I'm willing to bet you had to read this story when you were in school. And, if you were like me, you probably thought it was pretty awesome. I mean, when you're 15, who doesn't think having a private island where you can hunt your enemies and have servants is an awesome idea? I know I did.
Even better, the "Language Arts" textbook had pictures along with the story, which I later found came from a 1932 film adaptation of the story. Produced by the mega-duo of Cooper & Schoedesack - the same dudes who were behind a little flick called King Kong a year later - this brief vision of Richard Connell's fantastic story is one of the most perfect examples of early Hollywood adventure done right.
Tall and heroic leading man Joel McCrea takes the lead as a famed big game hunter who is shipwrecked off of a secluded island. Once he arrives on that island, he meets an eccentric fellow with wacky hair and a piercing stare, who goes by the name of General Zaroff. During conversation with Zaroff and his other shipwrecked house guests - a brother and sister played by future Kong co-stars Robert Montgomery and Fay Wray - Zaroff hints about the "Most Dangerous Game" that has fulfilled his thrill-seeking ways. Soon enough the reveal comes - Zaroff has set traps for ships so he can hunt men on his own private island.
Hunting people has become a common topic in fiction over the years - usually sensationalized with a social message by things like The Running Man or Battle Royale or that Hunger Games thing that's so hot right now - but it's worth noting that The Most Dangerous Game speaks more about human nature than it does about society. General Zaroff is what we would call a madman, but there's no society to be found at his private resort, unless you count his impressively hairy staff of servants. When Montgomery's alcohol-enhanced character asks the count to play the piano, he requests that the count doesn't "do one of those highbrow numbers" - and it's as if the character is speaking about the film/story itself.
While future tales about killing as a sport point a finger at cultures, The Most Dangerous Game is more than content to let us know that the man on our screen is quite simply mad. As Zaroff, Leslie Banks is deliciously sinister, giving the kind of performance that seems like a template for cartoon villains that would come later. (I can't be the only one to think there's a common thread between Zaroff and Dick Dastardly, can I?) There's a wonderful parallel drawn between Zaroff and McCrea's character - whose motivation for hunting must have simply been that he was a big manly man - because the General seems to hunt for intellectual reasons.

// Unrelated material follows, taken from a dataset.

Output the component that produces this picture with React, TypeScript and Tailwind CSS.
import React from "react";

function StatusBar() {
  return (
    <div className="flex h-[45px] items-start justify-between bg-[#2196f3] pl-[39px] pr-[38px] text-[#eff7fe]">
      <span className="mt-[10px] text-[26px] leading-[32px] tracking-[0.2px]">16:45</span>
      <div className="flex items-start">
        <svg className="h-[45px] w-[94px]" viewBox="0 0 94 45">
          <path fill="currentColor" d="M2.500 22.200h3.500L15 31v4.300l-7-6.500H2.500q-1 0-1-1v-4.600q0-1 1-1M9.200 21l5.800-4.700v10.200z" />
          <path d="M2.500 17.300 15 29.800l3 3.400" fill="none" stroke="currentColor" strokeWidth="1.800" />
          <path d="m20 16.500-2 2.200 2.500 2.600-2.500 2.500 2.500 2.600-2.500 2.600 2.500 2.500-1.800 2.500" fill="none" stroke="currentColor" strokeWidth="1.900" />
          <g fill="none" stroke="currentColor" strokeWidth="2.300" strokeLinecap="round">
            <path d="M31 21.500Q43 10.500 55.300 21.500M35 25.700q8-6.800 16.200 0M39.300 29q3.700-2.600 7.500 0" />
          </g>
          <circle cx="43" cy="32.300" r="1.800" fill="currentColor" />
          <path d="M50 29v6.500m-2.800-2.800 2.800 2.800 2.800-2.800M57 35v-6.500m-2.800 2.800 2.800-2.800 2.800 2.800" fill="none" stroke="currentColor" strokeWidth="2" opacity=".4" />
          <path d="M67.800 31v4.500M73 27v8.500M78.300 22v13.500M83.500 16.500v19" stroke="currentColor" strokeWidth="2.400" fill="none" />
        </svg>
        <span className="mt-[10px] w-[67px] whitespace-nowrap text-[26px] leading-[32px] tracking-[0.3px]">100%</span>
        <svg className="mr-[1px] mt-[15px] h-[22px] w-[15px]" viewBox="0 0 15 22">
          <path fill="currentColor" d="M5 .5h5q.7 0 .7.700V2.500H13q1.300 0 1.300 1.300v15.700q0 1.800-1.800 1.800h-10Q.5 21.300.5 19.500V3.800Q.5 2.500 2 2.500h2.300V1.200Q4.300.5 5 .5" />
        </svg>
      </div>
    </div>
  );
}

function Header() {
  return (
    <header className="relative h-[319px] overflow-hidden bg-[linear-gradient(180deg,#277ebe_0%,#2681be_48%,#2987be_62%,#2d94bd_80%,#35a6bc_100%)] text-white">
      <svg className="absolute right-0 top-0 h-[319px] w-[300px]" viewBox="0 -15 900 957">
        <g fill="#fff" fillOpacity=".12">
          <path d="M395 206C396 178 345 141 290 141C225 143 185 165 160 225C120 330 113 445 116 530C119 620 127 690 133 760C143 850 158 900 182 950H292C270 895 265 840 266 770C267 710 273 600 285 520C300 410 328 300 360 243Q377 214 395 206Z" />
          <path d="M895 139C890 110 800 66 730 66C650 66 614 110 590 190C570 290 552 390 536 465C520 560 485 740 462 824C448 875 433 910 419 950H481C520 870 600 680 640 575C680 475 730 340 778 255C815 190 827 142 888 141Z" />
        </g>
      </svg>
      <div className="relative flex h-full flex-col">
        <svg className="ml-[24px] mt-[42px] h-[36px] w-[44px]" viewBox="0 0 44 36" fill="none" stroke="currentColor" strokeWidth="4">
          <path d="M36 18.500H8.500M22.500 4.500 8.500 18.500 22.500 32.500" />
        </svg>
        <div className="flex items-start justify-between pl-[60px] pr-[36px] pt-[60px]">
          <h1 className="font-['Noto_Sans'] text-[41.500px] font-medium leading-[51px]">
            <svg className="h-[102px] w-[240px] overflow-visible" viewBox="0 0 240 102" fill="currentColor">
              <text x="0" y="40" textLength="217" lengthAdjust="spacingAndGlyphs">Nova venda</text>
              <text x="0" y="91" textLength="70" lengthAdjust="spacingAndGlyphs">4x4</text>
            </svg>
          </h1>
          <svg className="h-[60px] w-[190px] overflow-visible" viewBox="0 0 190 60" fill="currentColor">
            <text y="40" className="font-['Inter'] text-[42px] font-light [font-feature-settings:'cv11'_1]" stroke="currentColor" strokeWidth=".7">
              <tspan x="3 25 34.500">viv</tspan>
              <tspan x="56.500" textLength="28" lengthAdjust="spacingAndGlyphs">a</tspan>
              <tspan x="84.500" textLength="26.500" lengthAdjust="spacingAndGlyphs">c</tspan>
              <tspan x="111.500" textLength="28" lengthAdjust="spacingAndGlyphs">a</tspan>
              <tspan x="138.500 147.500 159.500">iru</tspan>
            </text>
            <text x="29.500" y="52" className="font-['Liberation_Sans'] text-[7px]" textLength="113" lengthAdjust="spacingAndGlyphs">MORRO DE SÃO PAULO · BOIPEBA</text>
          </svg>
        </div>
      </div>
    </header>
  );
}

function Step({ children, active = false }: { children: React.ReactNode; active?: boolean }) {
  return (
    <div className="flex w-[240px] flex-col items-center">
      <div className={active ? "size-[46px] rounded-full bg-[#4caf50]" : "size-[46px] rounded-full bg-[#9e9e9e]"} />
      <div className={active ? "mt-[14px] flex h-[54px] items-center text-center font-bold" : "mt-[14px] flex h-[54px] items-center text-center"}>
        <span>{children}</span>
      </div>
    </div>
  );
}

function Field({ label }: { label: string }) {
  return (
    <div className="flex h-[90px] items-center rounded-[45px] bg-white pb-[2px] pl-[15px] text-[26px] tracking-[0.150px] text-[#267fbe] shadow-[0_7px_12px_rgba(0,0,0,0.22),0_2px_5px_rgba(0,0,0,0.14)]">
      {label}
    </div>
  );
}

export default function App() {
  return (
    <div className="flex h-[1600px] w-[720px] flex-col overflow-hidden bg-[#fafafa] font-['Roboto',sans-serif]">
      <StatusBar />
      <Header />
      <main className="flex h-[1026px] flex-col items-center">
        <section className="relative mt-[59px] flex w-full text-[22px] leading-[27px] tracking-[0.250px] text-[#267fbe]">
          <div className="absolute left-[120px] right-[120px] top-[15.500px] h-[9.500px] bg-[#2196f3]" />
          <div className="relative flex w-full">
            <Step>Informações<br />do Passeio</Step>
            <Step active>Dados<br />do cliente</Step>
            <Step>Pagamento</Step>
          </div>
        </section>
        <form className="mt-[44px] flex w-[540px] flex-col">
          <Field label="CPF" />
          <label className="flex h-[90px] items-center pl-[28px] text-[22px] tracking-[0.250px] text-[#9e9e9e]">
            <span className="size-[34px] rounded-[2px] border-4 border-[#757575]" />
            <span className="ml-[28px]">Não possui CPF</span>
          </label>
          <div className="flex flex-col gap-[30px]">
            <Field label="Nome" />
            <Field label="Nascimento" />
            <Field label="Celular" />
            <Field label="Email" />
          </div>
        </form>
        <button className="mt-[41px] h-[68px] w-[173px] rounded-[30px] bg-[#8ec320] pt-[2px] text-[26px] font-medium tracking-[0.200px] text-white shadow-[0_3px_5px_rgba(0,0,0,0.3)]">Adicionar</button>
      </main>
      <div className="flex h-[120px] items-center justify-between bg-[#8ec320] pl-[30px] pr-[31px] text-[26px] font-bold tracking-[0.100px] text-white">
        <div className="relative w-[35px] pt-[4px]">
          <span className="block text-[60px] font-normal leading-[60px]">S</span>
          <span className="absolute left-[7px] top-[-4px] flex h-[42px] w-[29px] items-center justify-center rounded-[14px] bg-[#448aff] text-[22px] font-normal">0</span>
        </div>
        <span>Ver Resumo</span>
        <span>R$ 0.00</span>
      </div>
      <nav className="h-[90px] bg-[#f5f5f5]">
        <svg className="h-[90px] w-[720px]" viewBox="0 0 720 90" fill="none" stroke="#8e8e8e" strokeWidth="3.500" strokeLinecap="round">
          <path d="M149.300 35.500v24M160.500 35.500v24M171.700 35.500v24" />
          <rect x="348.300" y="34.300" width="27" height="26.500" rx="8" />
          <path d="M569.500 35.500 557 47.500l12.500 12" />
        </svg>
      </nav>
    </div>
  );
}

In the meantime, The Most Dangerous Game is also notable because it gives my favorite scream queen, the unforgettable Fay Wray, a chance to do her thing while running around elaborate sets island terrain with McCrea while trying to evade Zaroff, his servants, and their packs of hunting dogs. There's not a lot of great material for Wray here - she's far more memorable in Kong or Doctor X - but it's pretty easy to see just why she was considered for her most famous role after the producers saw her in action here. The connections it made a year before Kong was born might be the film's longest lasting legacy, though I don't think it's fair to dismiss this as just a set up for the producer's biggest success.
The film version of The Most Dangerous Game will turn 80 years old this September, but it's still an easy viewing that keeps me smiling and involved. The action is brisk (for the era), particularly in the second half of the film, and the discussion of morals and battle of wits between Banks and McCrea still works. It's not one of those highbrow things, but it's still worth my time from an entertainment standpoint. It's also an interesting picture on many historical levels due to its connections with the story and King Kong, and all these factors work together to keep me coming back to The Most Dangerous Game often.